In the following text, when we say that the film gate matches the resolution gate, we only mean that they match in terms of relative size (otherwise, they couldn't be compared to each other since they are not expressed in the same units. The former is expressed in inches and the latter in pixels). Therefore, if we draw a rectangle to represent the film gate, for instance, then we will draw the resolution gate so that either the top and bottom of the left and right side of the resolution gate rectangle are aligned with the top and bottom or left and right side of the film gate rectangle respectively (this is what we did in Figure 8). Figure 8: when the film gate aspect ratio and the resolution gate ratio don't match, we need to choose between four options.
• Fill Mode: we fit the resolution gate within the film gate (the blue box is contained within the red box). We have to handle two cases:

• Figure 8a: when the film aspect ratio is greater than the device aspect ratio, the canvas left, and right coordinates need to be scaled down to match the left and right coordinates of the resolution gate. This can be done by multiplying the left and right coordinates by the resolution aspect ratio over the film aspect ratio.

• Figure 8c: when the film aspect ratio is lower than the device aspect ratio, the canvas top and bottom coordinates need to be scaled down to match the top and bottom coordinates of the resolution gate. This can be done by multiplying the top and bottom coordinates by the film aspect ratio over the resolution aspect ratio.

• Overscan Mode: we fit the film gate within the resolution gate (the red box is contained within the blue box). We have to handle two cases:

• Figure 8b: when the film aspect ratio is greater than the device aspect ratio, the canvas top and bottom coordinates need to be scaled up to match the resolution gate top and bottom coordinates. To do so, we multiply the canvas top and bottom coordinates by the film aspect ratio over the resolution aspect ratio.

• Figure 8d: when the film aspect ratio is lower than the device aspect ratio, the canvas left, and right coordinates need to be scaled up to match the resolution gate top and bottom coordinates. To do so, we multiply the canvas top and bottom coordinates by the resolution aspect ratio over the film aspect ratio.
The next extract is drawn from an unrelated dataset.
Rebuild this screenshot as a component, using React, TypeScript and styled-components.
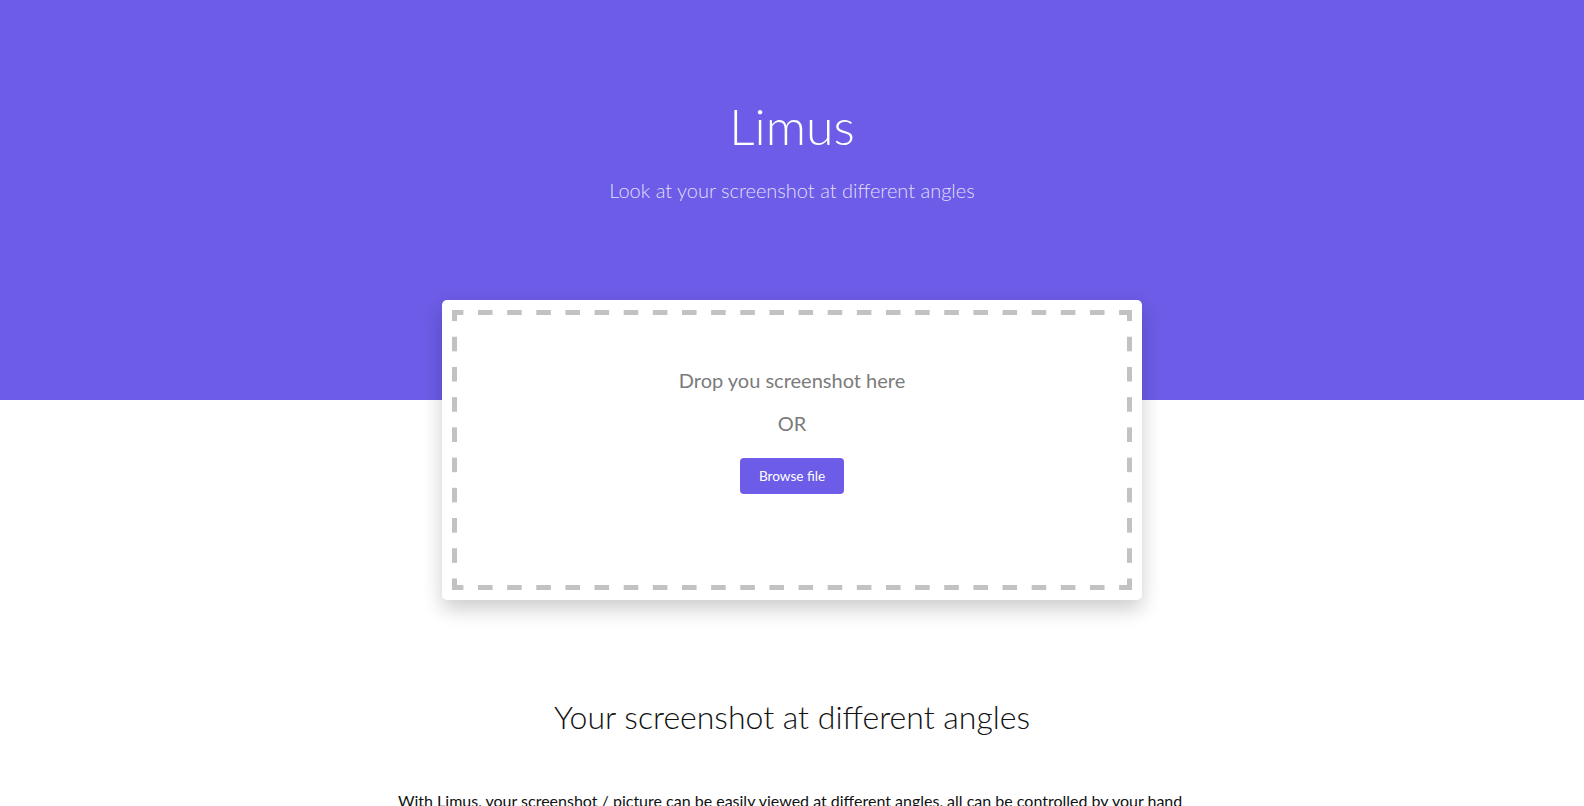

The following code fragment demonstrates how you can implement these four cases:

float xscale = 1;
float yscale = 1;

switch (fitFilm) {
default:
case kFill:
if (filmAspectRatio > deviceAspectRatio) {
// 8a
xscale = deviceAspectRatio / filmAspectRatio;
}
else {
// 8c
yscale = filmAspectRatio / deviceAspectRatio;
}
break;
case kOverscan:
if (filmAspectRatio > deviceAspectRatio) {
// 8b
yscale = filmAspectRatio / deviceAspectRatio;
}
else {
// 8d
xscale = deviceAspectRatio / filmAspectRatio;
}
break;
}

right *= xscale;
top *= yscale;
left = -right;
bottom = -top;


Check the next chapter to get the source code of the complete program.

## Conclusion

In this lesson, you have learned everything there is to know about simulating a pinhole camera in CG. In the process, we also learned how to project points onto the image plane and find if they are visible to the camera by comparing their coordinates to the canvas coordinates. The concepts learned in this lesson will be useful for studying the perspective projection matrix (the next lesson's topic), the REYES algorithm, a popular rasterization algorithm, and how images are formed in ray tracing.